DIRECTIONS FOR THIS TASK:
Each line that holds the word "styles" counts once; report the total and nothing else.

PROVIDED MATERIAL:
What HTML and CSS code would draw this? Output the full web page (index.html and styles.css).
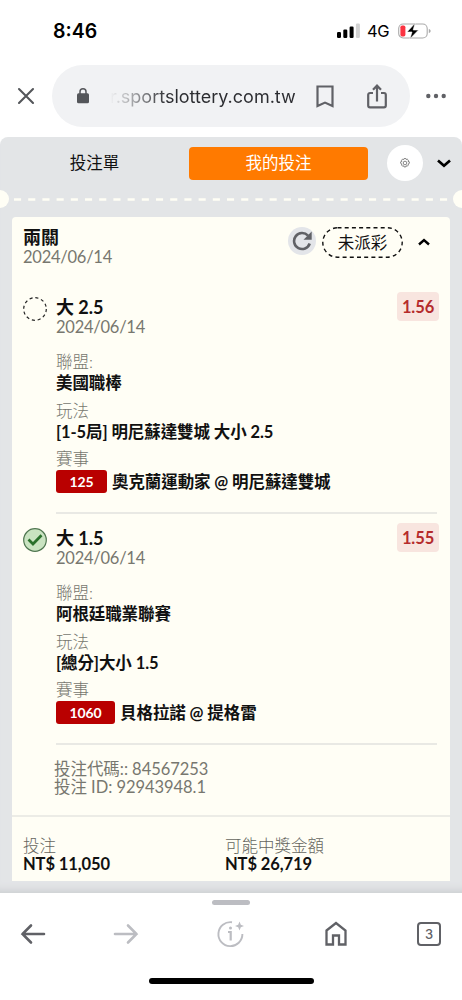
FILE: index.html
```html
<!DOCTYPE html>
<html lang="zh-Hant">
<head>
  <meta charset="UTF-8">
  <title>我的投注</title>
  <link rel="stylesheet" href="styles.css">
</head>
<body>

  <header class="status-bar">
    <div class="time">8:46</div>
    <div class="status-icons">
      <svg width="23" height="16" viewBox="0 0 23 16">
        <rect x="0" y="9" width="4" height="6" rx="1.2"/>
        <rect x="6.3" y="6.5" width="4" height="8.5" rx="1.2"/>
        <rect x="12.6" y="3.5" width="4" height="11.5" rx="1.2"/>
        <rect x="18.9" y="0.5" width="4" height="14.5" rx="1.2" fill="#d2d2d2"/>
      </svg>
      <span class="network">4G</span>
      <svg width="33" height="16" viewBox="0 0 33 16">
        <rect x="0.7" y="1" width="28.5" height="14" rx="4.5" fill="#fff" stroke="#aaa" stroke-width="1.1"/>
        <path d="M30.8 6v4c1.2-.4 1.8-1.1 1.8-2s-.6-1.6-1.8-2z" fill="#aaa"/>
        <rect x="2.4" y="2.6" width="5" height="10.8" rx="1.7" fill="#fb3341"/>
        <path d="M17 .3 9 9h5l-2 6.7L20.5 7h-5.3L17 .3z" stroke="#fff" stroke-width=".6"/>
      </svg>
    </div>
  </header>

  <div class="browser-bar">
    <svg class="close" width="18" height="18" viewBox="0 0 18 18"><path d="M2 2l14 14M16 2L2 16"/></svg>
    <div class="address">
      <svg class="lock" width="12" height="16" viewBox="0 0 12 16">
        <rect x="0" y="5.3" width="12" height="10" rx="1.5" fill="#54565a"/>
        <path d="M3 6V3.8a3 3 0 0 1 6 0V6" fill="none" stroke="#54565a" stroke-width="1.5"/>
      </svg>
      <span class="url">r.sportslottery.com.tw</span>
      <svg class="line bookmark" width="18" height="23" viewBox="0 0 18 23"><path d="M1.5 1.500h15v19.5L9 17.6 1.5 21z"/></svg>
      <svg class="line share" width="20" height="25" viewBox="0 0 20 25">
        <path d="M6 9H3a1.8 1.8 0 0 0-1.8 1.8v10.7A1.8 1.8 0 0 0 3 23.300h14a1.8 1.8 0 0 0 1.8-1.8V10.800A1.8 1.8 0 0 0 17 9h-3M10 17.500V2M6 5.800l4-4.100 4 4.100"/>
      </svg>
    </div>
    <svg class="more" width="20" height="6" viewBox="0 0 20 6"><circle cx="2.3" cy="3" r="2.2"/><circle cx="10" cy="3" r="2.2"/><circle cx="17.7" cy="3" r="2.2"/></svg>
  </div>

  <main class="page">
    <nav class="tabs">
      <div class="tab">投注單</div>
      <div class="tab active">我的投注</div>
      <div class="settings">
        <svg width="10" height="10" viewBox="0 0 10 10" fill="none" stroke="#555" stroke-width=".7">
          <path d="M4.200.5h1.600l.4 1 1-.4 1.200 1.100-.4 1.100 1.300.5v1.600l-1.200.6.3 1-1.100 1.200-1.200-.4-.4 1.200H4.200l-.5-1.200-1.100.4-1.100-1.200.4-1-1.200-.6V3.800l1.200-.5-.4-1.100L2.600 1.100l1.200.4z"/>
          <circle cx="5" cy="5" r="1.8"/>
        </svg>
      </div>
      <svg class="chevron" width="14" height="9" viewBox="0 0 14 9"><path d="M1 1.500l6 5.200 6-5.200"/></svg>
    </nav>

    <div class="perforation">
      <svg width="434" height="3" viewBox="0 0 434 3"><path d="M0 1.500H434"/></svg>
    </div>

    <section class="card">
      <div class="card-head">
        <div class="heading">
          <h3>兩關</h3>
          <div class="date">2024/06/14</div>
        </div>
        <div class="refresh">
          <svg width="20" height="20" viewBox="0 0 20 20">
            <path d="M16 4.600A8 8 0 1 0 17.700 12.500" fill="none" stroke="#606166" stroke-width="2.6"/>
            <path d="M19.700.6v8.200h-8.200z" fill="#606166"/>
          </svg>
        </div>
        <div class="pill">
          <svg width="81" height="31" viewBox="0 0 81 31"><rect x=".8" y=".8" width="79.400" height="29.400" rx="14.700"/></svg>
          <span>未派彩</span>
        </div>
        <svg class="chevron up" width="12" height="8" viewBox="0 0 12 8"><path d="M1 6.500l5-4.500 5 4.500"/></svg>
      </div>

      <article class="leg">
        <svg class="mark" width="24" height="24" viewBox="0 0 24 24">
          <circle cx="12" cy="12" r="11.3" fill="none" stroke="#222" stroke-width="1.2" stroke-dasharray="3.1 2.817"/>
        </svg>
        <div class="leg-body">
          <div class="leg-top">
            <div class="heading">
              <h4>大 2.5</h4>
              <div class="date">2024/06/14</div>
            </div>
            <div class="odds">1.56</div>
          </div>
          <dl>
            <dt>聯盟:</dt>
            <dd>美國職棒</dd>
            <dt>玩法</dt>
            <dd>[1-5局] 明尼蘇達雙城 大小 2.5</dd>
            <dt>賽事</dt>
            <dd class="match"><span class="code">125</span>奧克蘭運動家 @ 明尼蘇達雙城</dd>
          </dl>
        </div>
      </article>

      <article class="leg">
        <svg class="mark" width="24" height="24" viewBox="0 0 24 24">
          <circle cx="12" cy="12" r="11.3" fill="#c9e3c1" stroke="#4f7650" stroke-width="1.2"/>
          <path d="M5.500 11.500l4.500 4.500 8.500-8.700" fill="none" stroke="#29702b" stroke-width="2.7"/>
        </svg>
        <div class="leg-body">
          <div class="leg-top">
            <div class="heading">
              <h4>大 1.5</h4>
              <div class="date">2024/06/14</div>
            </div>
            <div class="odds">1.55</div>
          </div>
          <dl>
            <dt>聯盟:</dt>
            <dd>阿根廷職業聯賽</dd>
            <dt>玩法</dt>
            <dd>[總分]大小 1.5</dd>
            <dt>賽事</dt>
            <dd class="match"><span class="code">1060</span>貝格拉諾 @ 提格雷</dd>
          </dl>
        </div>
      </article>

      <div class="ids">
        <div>投注代碼:: 84567253</div>
        <div>投注 ID: 92943948.1</div>
      </div>

      <div class="totals">
        <div>
          <div class="label">投注</div>
          <div class="amount">NT$ 11,050</div>
        </div>
        <div>
          <div class="label">可能中獎金額</div>
          <div class="amount">NT$ 26,719</div>
        </div>
      </div>
    </section>
  </main>

  <footer class="toolbar">
    <div class="grabber"></div>
    <div class="buttons">
      <svg class="nav" width="26" height="22" viewBox="0 0 26 22"><path d="M24 11H2.500M11 2.500L2.500 11l8.500 8.500"/></svg>
      <svg class="nav off" width="26" height="22" viewBox="0 0 26 22"><path d="M2 11h21.500M15 2.500l8.500 8.500-8.500 8.500"/></svg>
      <svg width="28" height="28" viewBox="0 0 28 28" fill="none" stroke="#bcbdc2" stroke-width="1.9">
        <path d="M15 2.200A12 12 0 1 0 25.400 14"/>
        <path d="M11 12h2.700v8.500" stroke-width="2.2"/>
        <circle cx="13.500" cy="8" r="1.5" fill="#bcbdc2" stroke="none"/>
        <path d="M22.500 1.500l1.300 3.200 3.200 1.300-3.200 1.300-1.300 3.200-1.300-3.200L18 6l3.200-1.300z" fill="#bcbdc2" stroke="none"/>
      </svg>
      <svg width="22" height="25" viewBox="0 0 22 25"><path d="M1.500 9.500L11 2l9.500 7.500v14H14v-9H8v9H1.500z" fill="none" stroke="#606166" stroke-width="2.3"/></svg>
      <div class="tab-count">3</div>
    </div>
    <div class="home-indicator"></div>
  </footer>

</body>
</html>
```
FILE: styles.css
```css
* {
  box-sizing: border-box;
}
body {
  margin: 0;
  width: 462px;
  height: 1000px;
  overflow: hidden;
  display: flex;
  flex-direction: column;
  background: #fff;
  color: #111;
  font-family: Lato, "Noto Sans CJK TC", sans-serif;
  font-size: 16.5px;
}
svg {
  display: block;
  flex: none;
}
h3, h4, dl, dd {
  margin: 0;
}

/* phone status bar */
.status-bar {
  height: 65px;
  padding: 0 31px 4px 53px;
  display: flex;
  align-items: center;
  justify-content: space-between;
  font-family: Inter, sans-serif;
}
.time {
  color: #000;
  font-size: 19.5px;
  font-weight: 600;
}
.status-icons {
  display: flex;
  align-items: center;
}
.network {
  margin: 0 8px 0 7px;
  width: 23px;
  color: #000;
  font-size: 16.5px;
  letter-spacing: -0.3px;
}

/* browser address bar */
.browser-bar {
  height: 62px;
  margin-bottom: 10px;
  padding: 0 16px 0 17px;
  display: flex;
  align-items: center;
}
.close {
  margin-right: 17px;
  fill: none;
  stroke: #54565a;
  stroke-width: 2.1;
  stroke-linecap: round;
}
.address {
  width: 358px;
  height: 62px;
  padding-left: 25px;
  display: flex;
  align-items: center;
  background: #f1f2f4;
  border-radius: 31px;
}
.url {
  margin-left: 21px;
  width: 188px;
  font-family: Inter, sans-serif;
  font-size: 18px;
  white-space: nowrap;
  color: transparent;
  background: linear-gradient(90deg, #f1f2f4, #2b2c30 58px);
  background-clip: text;
  -webkit-background-clip: text;
}
.line {
  fill: none;
  stroke: #606166;
  stroke-width: 2.2;
}
.bookmark {
  margin-left: 18px;
}
.share {
  margin-left: 33px;
}
.more {
  margin-left: 16px;
  fill: #606166;
}

.page {
  height: 756px;
  background: #e3e5e7;
  border-radius: 8px 8px 0 0;
  box-shadow: inset 0 -10px 8px -8px #c9cbce;
  overflow: hidden;
}
.tabs {
  height: 52px;
  display: flex;
  align-items: center;
}
.tab {
  width: 189px;
  height: 33px;
  line-height: 33px;
  text-align: center;
  border-radius: 4px;
}
.tab.active {
  width: 179px;
  background: #ff7a00;
  color: #fff;
}
.settings {
  margin-left: 19px;
  width: 36px;
  height: 36px;
  display: flex;
  align-items: center;
  justify-content: center;
  background: #fff;
  border-radius: 50%;
}
.chevron {
  margin-left: 14px;
  fill: none;
  stroke: #000;
  stroke-width: 2.7;
}

/* ticket edge between the tabs and the card */
.perforation {
  height: 20px;
  display: flex;
  align-items: center;
  justify-content: space-between;
}
.perforation::before,
.perforation::after {
  content: "";
  width: 9px;
  height: 18px;
  background: #fffef5;
  border-radius: 0 9px 9px 0;
}
.perforation::after {
  border-radius: 9px 0 0 9px;
}
.perforation path {
  stroke: #fffef5;
  stroke-width: 2.5;
  stroke-dasharray: 7.1 7.1;
}

.card {
  margin: 8px 12px 0;
  height: 664px;
  background: #fffef5;
  border-radius: 4px 4px 0 0;
}
.card-head {
  height: 75px;
  padding: 10px 20px 0 11px;
  display: flex;
  align-items: flex-start;
}
.heading {
  flex: 1;
}
h3 {
  font-size: 18px;
  line-height: 20px;
  font-weight: 700;
}
h4 {
  font-size: 18px;
  line-height: 20px;
  font-weight: 700;
}
.date {
  font-size: 16.5px;
  line-height: 20px;
  letter-spacing: -0.25px;
  color: #77776f;
}
.refresh {
  width: 28px;
  height: 28px;
  display: flex;
  align-items: center;
  justify-content: center;
  background: #e3e5e9;
  border-radius: 50%;
}
.pill {
  margin-left: 6px;
  width: 81px;
  height: 31px;
  display: grid;
}
.pill svg,
.pill span {
  grid-area: 1 / 1;
}
.pill span {
  line-height: 33px;
  text-align: center;
}
.pill rect {
  fill: none;
  stroke: #111;
  stroke-width: 1.4;
  stroke-dasharray: 4 3.2;
}
.chevron.up {
  margin: 11px 0 0 15px;
  stroke-width: 2.4;
}

.leg {
  height: 231px;
  padding: 0 13px 0 11px;
  display: flex;
  gap: 9px;
}
.mark {
  margin-top: 5px;
}
.leg-body {
  flex: 1;
  height: 222px;
  border-bottom: 2px solid #e9e9e4;
}
.leg-top {
  height: 59px;
  display: flex;
}
.leg-top .heading {
  padding-top: 5px;
}
.odds {
  width: 42px;
  height: 29px;
  margin-right: -2px;
  line-height: 30px;
  text-align: center;
  font-weight: 700;
  letter-spacing: -0.1px;
  color: #b52b2b;
  background: #f8e5df;
  border-radius: 4px;
}
dl {
  padding-top: 1px;
}
dt {
  line-height: 21px;
  color: #77776f;
  font-weight: 300;
}
dd {
  height: 20px;
  line-height: 20px;
  margin-bottom: 7.6px;
  font-weight: 700;
  letter-spacing: -0.1px;
}
.match {
  height: 23px;
  display: flex;
  align-items: center;
  gap: 5px;
  margin: 0;
}
.code {
  height: 23px;
  padding: 0 13.5px;
  line-height: 24px;
  font-size: 14px;
  letter-spacing: -0.1px;
  color: #fff;
  background: #b90000;
  border-radius: 3px;
}

.ids {
  height: 61px;
  padding: 6px 0 0 42px;
  line-height: 18px;
  letter-spacing: -0.05px;
  color: #77776f;
}
.totals {
  padding: 20px 11px 0;
  display: grid;
  grid-template-columns: 202px 1fr;
  border-top: 2px solid #ecece6;
}
.label {
  line-height: 18px;
  font-weight: 300;
  color: #66665f;
}
.amount {
  line-height: 18px;
  font-weight: 700;
  letter-spacing: -0.1px;
}

/* browser bottom toolbar */
.toolbar {
  height: 107px;
  padding-top: 7px;
  display: flex;
  flex-direction: column;
  align-items: center;
  background: #fff;
}
.grabber {
  width: 38px;
  height: 5px;
  background: #bcbdc2;
  border-radius: 3px;
}
.buttons {
  width: 489px;
  height: 57px;
  display: grid;
  grid-template-columns: 93px 93px 117px 93px 93px;
  align-items: center;
  justify-items: center;
}
.nav {
  fill: none;
  stroke: #606166;
  stroke-width: 2.6;
  stroke-linecap: round;
}
.nav.off {
  stroke: #bcbdc2;
}
.tab-count {
  width: 24px;
  height: 24px;
  border: 2px solid #606166;
  border-radius: 4px;
  line-height: 20px;
  text-align: center;
  font-family: Inter, sans-serif;
  font-size: 13px;
  font-weight: 500;
  color: #606166;
}
.home-indicator {
  margin-top: 16px;
  width: 165px;
  height: 6px;
  background: #000;
  border-radius: 3px;
}
```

EXERCISE RESPONSE:
3